▶ Front-end source files:
+===+
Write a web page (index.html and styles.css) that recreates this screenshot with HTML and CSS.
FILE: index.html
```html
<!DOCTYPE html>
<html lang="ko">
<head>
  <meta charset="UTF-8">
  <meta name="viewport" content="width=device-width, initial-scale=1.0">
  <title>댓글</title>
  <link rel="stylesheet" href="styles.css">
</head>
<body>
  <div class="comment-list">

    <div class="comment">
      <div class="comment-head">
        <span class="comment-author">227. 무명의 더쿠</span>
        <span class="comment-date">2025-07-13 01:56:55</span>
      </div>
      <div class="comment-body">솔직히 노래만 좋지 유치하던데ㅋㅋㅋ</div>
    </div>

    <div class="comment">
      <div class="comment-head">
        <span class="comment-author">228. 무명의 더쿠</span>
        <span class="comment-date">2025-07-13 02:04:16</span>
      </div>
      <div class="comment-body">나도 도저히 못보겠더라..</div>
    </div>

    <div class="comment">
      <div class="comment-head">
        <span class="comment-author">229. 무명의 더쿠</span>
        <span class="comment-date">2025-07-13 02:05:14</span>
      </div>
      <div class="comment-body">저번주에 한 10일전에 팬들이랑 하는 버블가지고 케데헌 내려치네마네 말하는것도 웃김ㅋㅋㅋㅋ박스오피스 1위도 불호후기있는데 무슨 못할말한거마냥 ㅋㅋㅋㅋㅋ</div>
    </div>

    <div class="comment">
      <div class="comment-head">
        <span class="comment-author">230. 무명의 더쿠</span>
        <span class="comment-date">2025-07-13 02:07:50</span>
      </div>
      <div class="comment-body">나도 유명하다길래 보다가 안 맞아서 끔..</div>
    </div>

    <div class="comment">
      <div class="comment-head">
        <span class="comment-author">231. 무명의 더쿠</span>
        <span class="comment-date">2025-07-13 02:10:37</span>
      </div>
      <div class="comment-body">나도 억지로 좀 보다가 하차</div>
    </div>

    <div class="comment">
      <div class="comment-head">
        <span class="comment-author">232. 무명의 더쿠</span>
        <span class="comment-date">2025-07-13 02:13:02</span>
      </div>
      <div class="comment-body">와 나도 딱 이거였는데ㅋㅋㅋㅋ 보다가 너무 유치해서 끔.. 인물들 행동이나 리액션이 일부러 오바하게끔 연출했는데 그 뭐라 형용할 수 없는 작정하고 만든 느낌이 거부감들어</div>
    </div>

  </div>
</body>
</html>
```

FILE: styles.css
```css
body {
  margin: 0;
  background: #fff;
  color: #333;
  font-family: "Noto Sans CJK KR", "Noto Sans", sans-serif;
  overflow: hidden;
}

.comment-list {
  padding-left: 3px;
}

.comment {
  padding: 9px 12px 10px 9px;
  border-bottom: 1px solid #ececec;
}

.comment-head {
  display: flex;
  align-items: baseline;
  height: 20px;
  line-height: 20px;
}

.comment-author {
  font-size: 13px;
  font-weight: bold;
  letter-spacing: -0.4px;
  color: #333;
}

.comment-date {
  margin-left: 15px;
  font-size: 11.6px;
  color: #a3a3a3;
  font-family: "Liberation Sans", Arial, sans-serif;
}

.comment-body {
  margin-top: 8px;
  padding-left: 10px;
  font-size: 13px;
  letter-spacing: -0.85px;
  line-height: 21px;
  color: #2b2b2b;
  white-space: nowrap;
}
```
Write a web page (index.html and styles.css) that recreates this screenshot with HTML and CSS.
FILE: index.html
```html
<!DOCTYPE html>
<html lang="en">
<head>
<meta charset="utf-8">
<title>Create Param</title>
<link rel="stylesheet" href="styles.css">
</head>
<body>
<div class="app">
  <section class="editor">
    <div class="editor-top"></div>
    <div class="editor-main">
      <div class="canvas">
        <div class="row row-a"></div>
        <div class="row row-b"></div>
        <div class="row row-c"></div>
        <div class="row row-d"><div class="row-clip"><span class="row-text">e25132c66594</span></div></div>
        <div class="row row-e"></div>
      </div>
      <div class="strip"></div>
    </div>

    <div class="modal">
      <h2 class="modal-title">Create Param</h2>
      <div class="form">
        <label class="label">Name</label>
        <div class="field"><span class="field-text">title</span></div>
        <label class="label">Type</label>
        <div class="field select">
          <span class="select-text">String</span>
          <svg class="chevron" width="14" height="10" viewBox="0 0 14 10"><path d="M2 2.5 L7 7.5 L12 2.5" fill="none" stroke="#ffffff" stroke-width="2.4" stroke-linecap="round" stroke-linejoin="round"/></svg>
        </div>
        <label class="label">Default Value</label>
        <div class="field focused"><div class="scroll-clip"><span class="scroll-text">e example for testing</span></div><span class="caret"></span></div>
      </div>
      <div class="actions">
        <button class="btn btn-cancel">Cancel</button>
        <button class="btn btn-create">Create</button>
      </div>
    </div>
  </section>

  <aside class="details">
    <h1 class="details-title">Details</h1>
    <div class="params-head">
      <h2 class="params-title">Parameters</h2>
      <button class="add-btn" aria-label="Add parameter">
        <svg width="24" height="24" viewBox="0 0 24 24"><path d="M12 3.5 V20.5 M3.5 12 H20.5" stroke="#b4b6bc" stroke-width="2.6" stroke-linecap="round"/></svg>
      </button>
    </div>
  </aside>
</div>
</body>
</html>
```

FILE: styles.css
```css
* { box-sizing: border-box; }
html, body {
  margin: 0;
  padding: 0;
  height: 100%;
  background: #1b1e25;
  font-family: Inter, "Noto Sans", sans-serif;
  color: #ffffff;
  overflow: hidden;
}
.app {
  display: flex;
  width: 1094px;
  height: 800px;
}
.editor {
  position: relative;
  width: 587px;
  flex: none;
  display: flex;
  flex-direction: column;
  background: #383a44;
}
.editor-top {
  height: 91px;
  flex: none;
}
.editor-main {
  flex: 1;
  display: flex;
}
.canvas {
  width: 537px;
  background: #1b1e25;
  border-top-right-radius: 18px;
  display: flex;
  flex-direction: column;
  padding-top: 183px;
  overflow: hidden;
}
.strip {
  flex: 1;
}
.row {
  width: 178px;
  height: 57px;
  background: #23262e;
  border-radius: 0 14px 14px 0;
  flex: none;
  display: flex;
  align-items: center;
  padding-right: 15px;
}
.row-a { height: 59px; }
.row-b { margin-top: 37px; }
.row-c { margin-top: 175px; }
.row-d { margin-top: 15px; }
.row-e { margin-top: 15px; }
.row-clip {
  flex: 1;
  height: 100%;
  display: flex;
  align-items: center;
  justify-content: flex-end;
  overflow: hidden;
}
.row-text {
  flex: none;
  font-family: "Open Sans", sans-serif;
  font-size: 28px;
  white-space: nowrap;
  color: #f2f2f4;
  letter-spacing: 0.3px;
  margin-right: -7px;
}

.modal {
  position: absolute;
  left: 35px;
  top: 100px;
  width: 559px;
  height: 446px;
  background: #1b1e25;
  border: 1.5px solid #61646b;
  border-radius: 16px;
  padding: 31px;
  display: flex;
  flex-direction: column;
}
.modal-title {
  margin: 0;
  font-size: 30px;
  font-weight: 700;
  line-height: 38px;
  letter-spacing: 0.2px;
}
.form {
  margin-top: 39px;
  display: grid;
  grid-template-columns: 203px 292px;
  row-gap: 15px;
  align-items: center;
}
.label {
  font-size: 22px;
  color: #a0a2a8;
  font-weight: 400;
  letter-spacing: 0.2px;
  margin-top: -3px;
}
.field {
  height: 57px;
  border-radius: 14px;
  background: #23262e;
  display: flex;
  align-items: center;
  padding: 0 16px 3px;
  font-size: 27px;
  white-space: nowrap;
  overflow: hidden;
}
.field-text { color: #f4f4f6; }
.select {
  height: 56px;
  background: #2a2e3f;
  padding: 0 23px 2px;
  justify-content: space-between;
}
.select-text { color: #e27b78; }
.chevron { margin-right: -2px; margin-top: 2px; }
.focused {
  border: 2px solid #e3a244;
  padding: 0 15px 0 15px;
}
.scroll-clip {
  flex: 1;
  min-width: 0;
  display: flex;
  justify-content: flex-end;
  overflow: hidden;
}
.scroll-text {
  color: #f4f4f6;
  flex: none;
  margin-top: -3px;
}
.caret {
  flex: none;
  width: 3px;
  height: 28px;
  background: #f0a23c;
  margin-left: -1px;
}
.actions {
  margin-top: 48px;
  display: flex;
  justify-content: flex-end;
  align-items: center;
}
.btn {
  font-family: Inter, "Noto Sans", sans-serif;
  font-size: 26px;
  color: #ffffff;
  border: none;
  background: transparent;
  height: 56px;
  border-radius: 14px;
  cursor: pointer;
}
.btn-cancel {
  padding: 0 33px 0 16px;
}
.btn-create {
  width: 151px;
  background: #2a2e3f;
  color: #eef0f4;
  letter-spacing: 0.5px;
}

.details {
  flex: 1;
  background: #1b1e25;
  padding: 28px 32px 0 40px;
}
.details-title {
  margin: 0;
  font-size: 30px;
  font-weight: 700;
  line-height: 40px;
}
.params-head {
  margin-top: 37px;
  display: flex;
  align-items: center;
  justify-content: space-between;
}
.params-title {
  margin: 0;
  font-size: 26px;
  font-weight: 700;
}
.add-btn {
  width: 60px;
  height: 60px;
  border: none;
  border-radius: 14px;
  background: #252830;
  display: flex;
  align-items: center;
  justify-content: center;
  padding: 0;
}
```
+===+
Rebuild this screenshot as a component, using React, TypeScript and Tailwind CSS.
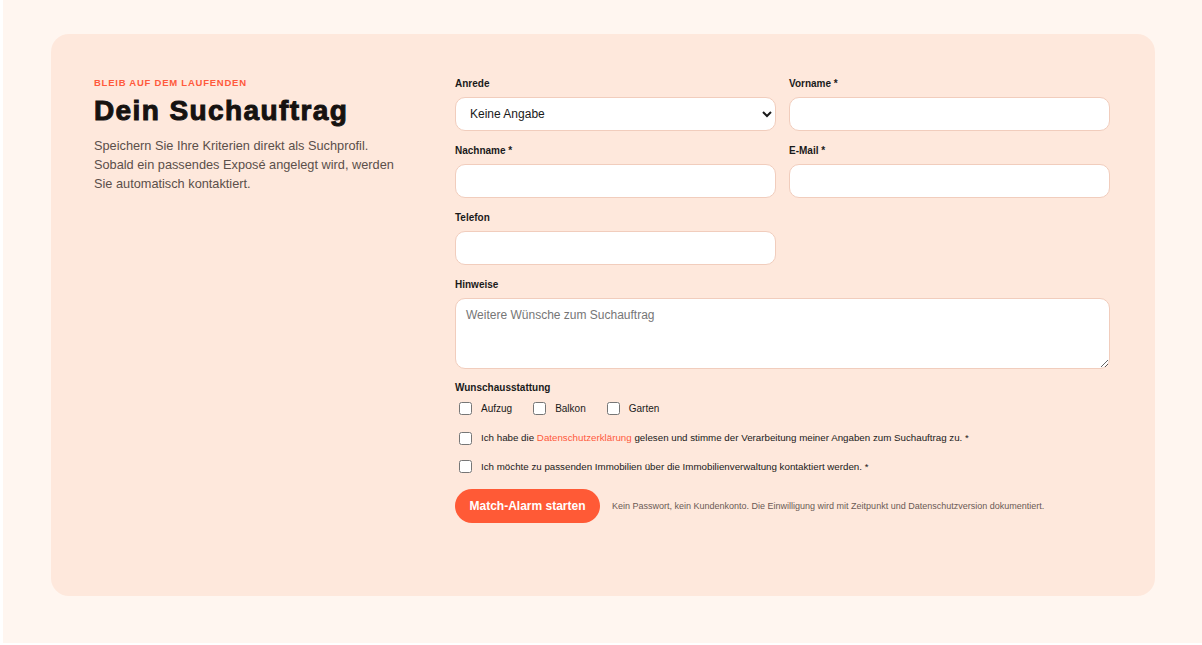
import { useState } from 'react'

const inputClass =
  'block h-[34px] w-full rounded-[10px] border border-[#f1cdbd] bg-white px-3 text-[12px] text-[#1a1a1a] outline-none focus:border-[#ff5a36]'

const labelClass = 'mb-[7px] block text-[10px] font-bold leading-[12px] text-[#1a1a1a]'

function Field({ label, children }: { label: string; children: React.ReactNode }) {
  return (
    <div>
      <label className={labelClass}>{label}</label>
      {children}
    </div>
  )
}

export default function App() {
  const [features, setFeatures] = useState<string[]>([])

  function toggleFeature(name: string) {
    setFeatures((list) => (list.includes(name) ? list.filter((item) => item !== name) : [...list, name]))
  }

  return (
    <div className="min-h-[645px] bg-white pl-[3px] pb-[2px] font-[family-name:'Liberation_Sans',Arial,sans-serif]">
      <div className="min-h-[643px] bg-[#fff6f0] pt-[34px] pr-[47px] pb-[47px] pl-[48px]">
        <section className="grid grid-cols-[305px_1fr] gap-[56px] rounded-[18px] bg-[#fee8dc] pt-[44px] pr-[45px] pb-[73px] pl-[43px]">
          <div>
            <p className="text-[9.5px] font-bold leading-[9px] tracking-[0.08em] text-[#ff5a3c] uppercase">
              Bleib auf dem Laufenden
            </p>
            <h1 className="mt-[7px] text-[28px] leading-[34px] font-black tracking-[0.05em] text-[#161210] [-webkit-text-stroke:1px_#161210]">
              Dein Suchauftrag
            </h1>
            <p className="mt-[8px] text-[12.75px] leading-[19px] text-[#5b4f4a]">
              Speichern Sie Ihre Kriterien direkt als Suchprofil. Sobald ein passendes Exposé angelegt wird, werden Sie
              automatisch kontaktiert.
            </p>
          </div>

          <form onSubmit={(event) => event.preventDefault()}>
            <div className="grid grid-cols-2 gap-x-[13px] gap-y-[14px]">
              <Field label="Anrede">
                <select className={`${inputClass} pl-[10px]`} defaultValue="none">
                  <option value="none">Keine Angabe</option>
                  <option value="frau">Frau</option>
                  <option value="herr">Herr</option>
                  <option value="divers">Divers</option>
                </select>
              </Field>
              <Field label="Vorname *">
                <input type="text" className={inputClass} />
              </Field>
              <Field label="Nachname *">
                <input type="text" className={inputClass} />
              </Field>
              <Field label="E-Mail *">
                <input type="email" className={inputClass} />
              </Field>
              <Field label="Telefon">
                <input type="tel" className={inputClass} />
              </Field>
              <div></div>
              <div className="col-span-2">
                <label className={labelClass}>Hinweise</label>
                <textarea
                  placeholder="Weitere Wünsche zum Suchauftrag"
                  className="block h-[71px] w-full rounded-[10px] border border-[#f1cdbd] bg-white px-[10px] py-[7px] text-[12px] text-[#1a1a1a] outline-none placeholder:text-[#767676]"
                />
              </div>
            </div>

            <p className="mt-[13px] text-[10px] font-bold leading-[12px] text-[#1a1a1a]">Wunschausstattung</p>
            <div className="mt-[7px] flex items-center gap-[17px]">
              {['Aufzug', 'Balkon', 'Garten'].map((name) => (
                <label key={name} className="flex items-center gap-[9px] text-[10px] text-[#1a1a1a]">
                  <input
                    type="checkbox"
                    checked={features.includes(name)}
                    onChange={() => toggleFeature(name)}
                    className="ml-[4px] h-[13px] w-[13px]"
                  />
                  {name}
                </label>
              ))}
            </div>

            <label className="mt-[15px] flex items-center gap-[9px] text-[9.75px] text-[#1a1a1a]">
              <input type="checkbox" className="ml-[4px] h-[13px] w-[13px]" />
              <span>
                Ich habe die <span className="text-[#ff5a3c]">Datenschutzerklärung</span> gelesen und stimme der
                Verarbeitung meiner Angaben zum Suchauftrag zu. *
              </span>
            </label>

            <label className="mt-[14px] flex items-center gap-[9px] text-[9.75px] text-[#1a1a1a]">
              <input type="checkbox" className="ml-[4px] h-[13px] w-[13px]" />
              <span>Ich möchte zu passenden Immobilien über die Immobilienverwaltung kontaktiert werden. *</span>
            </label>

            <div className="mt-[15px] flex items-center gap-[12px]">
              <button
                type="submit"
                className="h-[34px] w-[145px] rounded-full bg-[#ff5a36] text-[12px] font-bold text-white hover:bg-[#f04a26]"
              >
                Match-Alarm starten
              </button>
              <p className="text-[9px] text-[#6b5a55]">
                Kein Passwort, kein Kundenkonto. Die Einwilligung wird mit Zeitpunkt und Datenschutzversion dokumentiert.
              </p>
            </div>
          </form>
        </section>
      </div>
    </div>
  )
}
+===+
Copy exactly the stretch of lines from the one containing "Rebuild this screenshot" through the one containing "const [features, setFeatures]", both included. Leave out any pictures.

Rebuild this screenshot as a component, using React, TypeScript and Tailwind CSS.
import { useState } from 'react'

const inputClass =
  'block h-[34px] w-full rounded-[10px] border border-[#f1cdbd] bg-white px-3 text-[12px] text-[#1a1a1a] outline-none focus:border-[#ff5a36]'

const labelClass = 'mb-[7px] block text-[10px] font-bold leading-[12px] text-[#1a1a1a]'

function Field({ label, children }: { label: string; children: React.ReactNode }) {
  return (
    <div>
      <label className={labelClass}>{label}</label>
      {children}
    </div>
  )
}

export default function App() {
  const [features, setFeatures] = useState<string[]>([])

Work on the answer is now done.